There are three cable segments that are currently underway. One is from the edge of South African waters to Mozambique; another is proceeding to the coast of Yemen from the Red Sea at Egypt and the third, is a ship being loaded with SEACOM’s deepwater cable to be deployed from India towards Africa, where all the cables will be joined.
“We have made tremendous progress since our groundbreaking in Mozambique last November and we can now sense a real level of excitement for SEACOM’s arrival,” enthused Mr Herlihy.
SEACOM’s has made significant strides in land-based construction including in Kenya’s the cable station which is to be complete in early February followed shortly by the Tanzanian and South African stations. Equipment installation in these locations, and in Egypt, will be complete in April.
The organisation has also been preparing to provide services to customers by June and recruited over ten experienced local telecommunications professionals from India, Kenya, Mozambique, South Africa and Tanzania to operate and maintain the cable stations.
“I am also most pleased with our recruitment successes and the fact that SEACOM was able to source the necessary skills to operate the cable from African talent. We are inundated with highly qualified candidates and hiring almost all of our employees from African labour pools,” emphasised the company president.
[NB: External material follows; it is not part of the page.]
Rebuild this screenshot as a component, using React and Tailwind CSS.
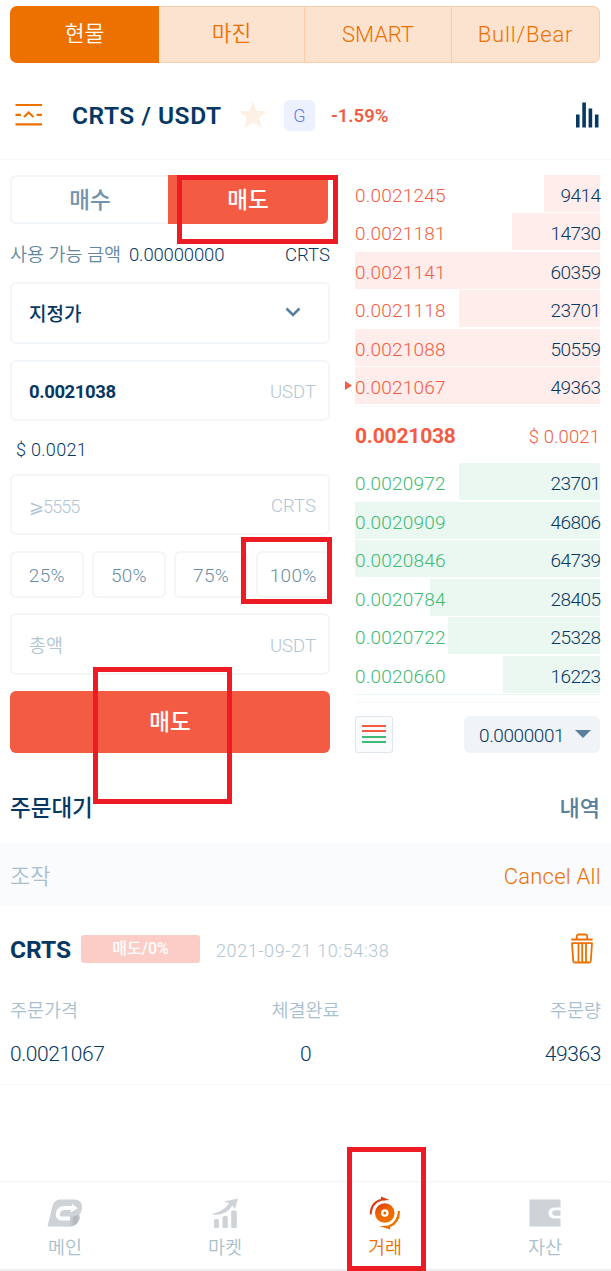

SEACOM is privately funded and over 76 percent African owned.
It’s investors include: Industrial Promotion Services (26.25%), an arm of the Aga Khan Fund for Economic Development, Venfin Limited (25%, South Africa), Convergence Partners and Shanduka Group Black Economic Empowerment (BEE) companies owning 12.5 percent each and the remaining 23.75 percent is held by Herakles Telecom LLC (New York).
When SEACOM is fully functional in 2009, the fibre optic cable will lie on the east coast of Africa linking South Africa, Mozambique, Madagascar, Tanzania, Kenya and Ethiopia to India and Europe.